Demikian ketaatan kepada Umara, sebenarnya juga bagian dari ketaatan kepada Allah, jika “Ulil Amri” adalah Imam dari keturunan Nabi Muhammad SAW. Disamping itu ketaatan kepada “Ulil Amri”, Alquran tidak menyebut kalimat kecuali, seperti pernyataan “Taat kepada orangtua”, dikecualikan jika orangtua menyuruh berbuat musyrik kepada Allah, maka orangtua tidak wajib ditaati. Pada ayat “Ulil Amri” diatas, tidak ada lafaz kecuali, berarti mutlak ditaati. (Al-Mizan IV :395)

(3) Mufasir lain memahami, bahwa ketaatan kepada Allah dan Rasul, punya perbedaan dengan ketaatan kepada Umara. Alasan pertama, Alquran hanya menyebut dua kali kata “Taat”, kepada Allah dan Rasul dan tidak menyebutnya waktu berbicara tentang “Ulil Amri”. Alasan kedua, karena Hadis Muslim, yang menjelaskan “La tha’ata li makhluq fiy ma’shiyat al-Khaliq” (Tidak boleh mentaati seorang makhluk jika diperintahkan berbuat maksiat kepada Allah). Menurut penulis, inilah penafsiran yang lebih kuat, karena didukung ayat bahwa orangtua sendiri tidak boleh ditaati, manakala mesyuruh berbuat musyrik, apalagi orang lain.

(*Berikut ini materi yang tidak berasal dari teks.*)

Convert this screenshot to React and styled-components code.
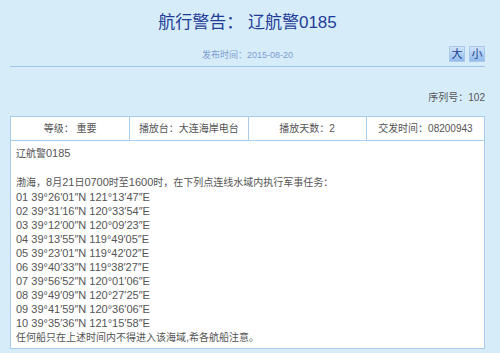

Mufasir lain memperluas penafsiran “Ulil Amri” , tidak terbatas hanya Penguasa dan Ulama.
Dalam buku “Min akhlaq al-‘ulama”, dikatakan: “ Athi’ sadataka wakubaraa qawmaka “ (Taatilah pemimpinmu dan orang-orang besarmu). Sebab itu “Ulil Amri” termasuk :

(l) Pemimpin-pemimpin dan pembesar-pembesar dari kalangan masyarakat, seperti Rektor, Kepala Sekolah dan Pemimpin Kantor.

(2) Para Ulama, baik Ilmu Kawniah atau Quraniah, asal orangnya takut(khasy-yah) kepada Allah dan berserah diri dalam setiap masalah (istislam).

(3) Pemimpin-pemimpin dalam ketentaraan, mulai dari tingkat regu sampai batalion, demikian wakil-wakil rakyat dalam Ahl al Halli wa al ’Aqdi (Semacam DPR dan MPR).

(4) Yang memimpin perekonomian negara, budaya dan sosial.

(5) Dan seluruh pimpinan organisasi kemasyarakatan. Termasuk pemimpin kecil dalam rumah tangga sekalipun hanya terdiri dari seorang isteri, anak dan pembantu.

Ini dapat dipahami, secara umum banyak pemimpin, namun secara khusus “Ulil Amri” itu terutama “Penguasa, Ulama dan Legislator.

Alhasil, etika terhadap Umara :
(l) Seorang muslim wajib mentaati Umara, sama wajibnya mentaati Allah dan Rasul, selama umara itu, tetap taat kepada Allah dan Rasul.

(2) Jika seorang Umara berbuat munkar, wajib hukumnya ditegur, dengan kalimat sopan (Qawlan layyina), seperti pesan Allah kepada Musa menegur Fir’aun.

(3) Jika berulang-ulang umara ditegur, lalu tidak mau mengubah , maka wajib hukumnya diganti, karena disamakan tatacara dalam salat antara Imam dan Makmum, karena akibatnya dapat merusak berjamaah (Orang banyak).

Semoga kita memperoleh Umara yang kuat dan jujur.